9/16/2025 Taylor Parks
Written by Taylor Parks
This past summer, MechSE Associate Professor Craig Bradshaw hosted the 9th annual International Refrigeration and Compressor Course (IRCC). The course was supported by the Air Conditioning and Refrigeration Center, for which Bradshaw is the Executive Director. This was the first time the course came to Illinois.
The IRCC is a collaboration among Illinois, Purdue University, TU Dresden, and Hochschule Karlsruhe (HKA). The latter two universities are based in eastern and western Germany, respectively.
The IRCC first started in 2016 when Purdue’s Eckhard Groll, Reilly Distinguished Professor of Mechanical Engineering and Florence E. Perry Head of Mechanical Engineering, and senior research associate Dr. Orkan Kurtulus connected with Drs. Ullrich Hesse and Christiane Thomas of TU Dresden. Groll and Hesse had known each other as PhD students in Germany.
“They thought, wouldn’t it be nice if there was a way to encourage international exposure for students that was centered around their studies in refrigeration and compressor technology,” Bradshaw said. “They devised this course with an emphasis on exposing students to ways that different cultures design and solve problems.”

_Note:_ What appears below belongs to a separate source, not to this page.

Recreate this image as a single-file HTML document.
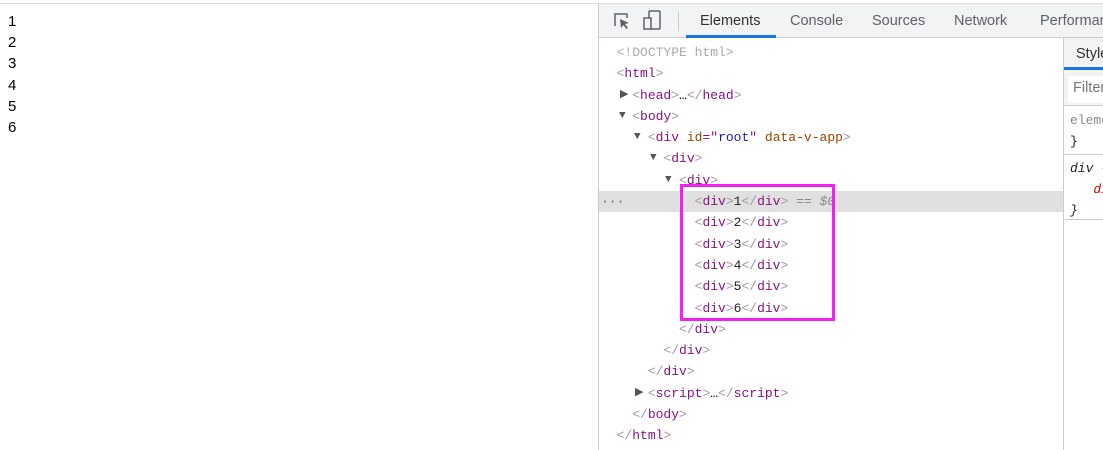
<!DOCTYPE html>
<html><head><style>
body{margin:0;width:1103px;height:450px;overflow:hidden;background:#fff;position:relative;font-family:"Liberation Sans",sans-serif}
.topline{position:absolute;left:0;top:3px;width:1103px;height:1px;background:#dadce0}
.nums{position:absolute;left:8px;top:11px;font-size:15px;line-height:21.2px;color:#000}
.dt{position:absolute;left:598px;top:4px;width:505px;height:446px;border-left:1px solid #cbcdd1;background:#fff}
.bar{position:absolute;left:0;top:0;width:505px;height:33px;background:#f1f3f4;border-bottom:1px solid #cbcdd1}
.tab{position:absolute;top:9px;font-size:14.5px;color:#5f6368}
.ul{position:absolute;left:87px;top:31px;width:90px;height:3px;background:#1a73e8}
.tree{position:absolute;left:2px;top:38px;width:462px;font-family:"Liberation Mono",monospace;font-size:13px;line-height:21.3px}
.row{height:21.3px;white-space:pre;position:relative}
.t{color:#881280}.b{color:#a894a6}.an{color:#994500}.av{color:#1a1aa6}.tx{color:#222}
.sel{background:#e0e0e0;margin-left:-2px;padding-left:2px}
.tri{position:absolute;font-size:11px;color:#555;top:0}
.box{position:absolute;left:81px;top:180px;width:149px;height:131px;border:3px solid #f31ff3}
.side{position:absolute;left:464px;top:34px;width:41px;height:412px;border-left:1px solid #cbcdd1}
</style></head><body>
<div class="topline"></div>
<div class="nums">1<br>2<br>3<br>4<br>5<br>6</div>
<div class="dt">
 <div class="bar">
  <svg style="position:absolute;left:13px;top:7px" width="20" height="20" viewBox="0 0 20 20"><path d="M3 15V3h12v4" fill="none" stroke="#5f6368" stroke-width="1.5"/><path d="M8 8l9 4-4 1 3 4-1.5 1-3-4-2.5 3z" fill="#5f6368"/></svg>
  <svg style="position:absolute;left:44px;top:6px" width="20" height="22" viewBox="0 0 20 22"><rect x="6" y="1" width="11" height="18" rx="1" fill="none" stroke="#5f6368" stroke-width="1.5"/><rect x="1" y="8" width="7" height="11" fill="#f1f3f4" stroke="#5f6368" stroke-width="1.5"/></svg>
  <div style="position:absolute;left:79px;top:7px;width:1px;height:20px;background:#cbcdd1"></div>
  <div class="tab" style="left:101px;color:#333">Elements</div>
  <div class="tab" style="left:191px">Console</div>
  <div class="tab" style="left:273px">Sources</div>
  <div class="tab" style="left:355px">Network</div>
  <div class="tab" style="left:441px">Performance</div>
  <div class="ul"></div>
 </div>
 <div class="tree">
  <div class="row">  <span style="color:#aaa">&lt;!DOCTYPE html&gt;</span></div>
  <div class="row">  <span class="b">&lt;</span><span class="t">html</span><span class="b">&gt;</span></div>
  <div class="row"><span class="tri" style="left:19px">▶</span>    <span class="b">&lt;</span><span class="t">head</span><span class="b">&gt;</span>…<span class="b">&lt;/</span><span class="t">head</span><span class="b">&gt;</span></div>
  <div class="row"><span class="tri" style="left:18px">▼</span>    <span class="b">&lt;</span><span class="t">body</span><span class="b">&gt;</span></div>
  <div class="row"><span class="tri" style="left:33px">▼</span>      <span class="b">&lt;</span><span class="t">div </span><span class="an">id</span><span class="t">="</span><span class="av">root</span><span class="t">"</span> <span class="an">data-v-app</span><span class="b">&gt;</span></div>
  <div class="row"><span class="tri" style="left:49px">▼</span>        <span class="b">&lt;</span><span class="t">div</span><span class="b">&gt;</span></div>
  <div class="row"><span class="tri" style="left:64px">▼</span>          <span class="b">&lt;</span><span class="t">div</span><span class="b">&gt;</span></div>
  <div class="row sel"><span style="position:absolute;left:2px;color:#666">···</span>            <span class="b">&lt;</span><span class="t">div</span><span class="b">&gt;</span><span class="tx">1</span><span class="b">&lt;/</span><span class="t">div</span><span class="b">&gt;</span> <span style="color:#888;font-style:italic">== $0</span></div>
  <div class="row">            <span class="b">&lt;</span><span class="t">div</span><span class="b">&gt;</span><span class="tx">2</span><span class="b">&lt;/</span><span class="t">div</span><span class="b">&gt;</span></div>
  <div class="row">            <span class="b">&lt;</span><span class="t">div</span><span class="b">&gt;</span><span class="tx">3</span><span class="b">&lt;/</span><span class="t">div</span><span class="b">&gt;</span></div>
  <div class="row">            <span class="b">&lt;</span><span class="t">div</span><span class="b">&gt;</span><span class="tx">4</span><span class="b">&lt;/</span><span class="t">div</span><span class="b">&gt;</span></div>
  <div class="row">            <span class="b">&lt;</span><span class="t">div</span><span class="b">&gt;</span><span class="tx">5</span><span class="b">&lt;/</span><span class="t">div</span><span class="b">&gt;</span></div>
  <div class="row">            <span class="b">&lt;</span><span class="t">div</span><span class="b">&gt;</span><span class="tx">6</span><span class="b">&lt;/</span><span class="t">div</span><span class="b">&gt;</span></div>
  <div class="row">          <span class="b">&lt;/</span><span class="t">div</span><span class="b">&gt;</span></div>
  <div class="row">        <span class="b">&lt;/</span><span class="t">div</span><span class="b">&gt;</span></div>
  <div class="row">      <span class="b">&lt;/</span><span class="t">div</span><span class="b">&gt;</span></div>
  <div class="row"><span class="tri" style="left:34px">▶</span>      <span class="b">&lt;</span><span class="t">script</span><span class="b">&gt;</span>…<span class="b">&lt;/</span><span class="t">script</span><span class="b">&gt;</span></div>
  <div class="row">    <span class="b">&lt;/</span><span class="t">body</span><span class="b">&gt;</span></div>
  <div class="row">  <span class="b">&lt;/</span><span class="t">html</span><span class="b">&gt;</span></div>
 </div>
 <div class="box"></div>
 <div class="side">
  <div style="position:absolute;left:0;top:0;width:41px;height:67px;background:#f1f3f4;border-bottom:1px solid #cbcdd1"></div>
  <div style="position:absolute;left:12px;top:8px;font-size:14.5px;color:#333">Styles</div>
  <div style="position:absolute;left:0;top:29px;width:41px;height:3px;background:#1a73e8"></div>
  <div style="position:absolute;left:4px;top:38px;width:37px;height:27px;background:#fff"></div>
  <div style="position:absolute;left:9px;top:42px;font-size:14.5px;color:#777">Filter</div>
  <div style="position:absolute;left:6px;top:72px;font-family:'Liberation Mono',monospace;font-size:13px;line-height:21px;color:#888">element<br><span style="color:#222">}</span></div>
  <div style="position:absolute;left:0;top:116px;width:41px;height:1px;background:#cbcdd1"></div>
  <div style="position:absolute;left:6px;top:120px;font-family:'Liberation Mono',monospace;font-size:13px;line-height:21px;color:#222;font-style:italic">div {<br>&nbsp;&nbsp;&nbsp;<span style="color:#c80000">di</span><br>}</div>
  <div style="position:absolute;left:0;top:181px;width:41px;height:1px;background:#cbcdd1"></div>
 </div>
</div>
</body></html>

The IRCC later expanded to include two additional universities—HKA and Oklahoma State University, where Bradshaw was faculty at the time. Groll had been Bradshaw’s PhD advisor.
“They approached me to see if I could find a way to participate,” Bradshaw recalled. “I did everything I could to find funding and add more students into the mix.”
With four universities, the course accommodates one instructor and five students from each. It includes two residential weeks, one in Germany in May and the second in August in the U.S.
During the first residential week, participants visit both TU Dresden and HKA as well as go on excursions in those areas. As part of that week, which includes lectures and lab practica, students are organized into German-American pairs and assigned a design project to work on throughout the summer.
“They’re given a somewhat challenging task—for example, to design an ice-skating rink in Dubai using ammonia for refrigerant,” Bradshaw said. “We give them some broad constraints and require them to lay out a system, select components, and justify their choices.”
The students then reconvene in person and submit their project deliverables during the second residential week.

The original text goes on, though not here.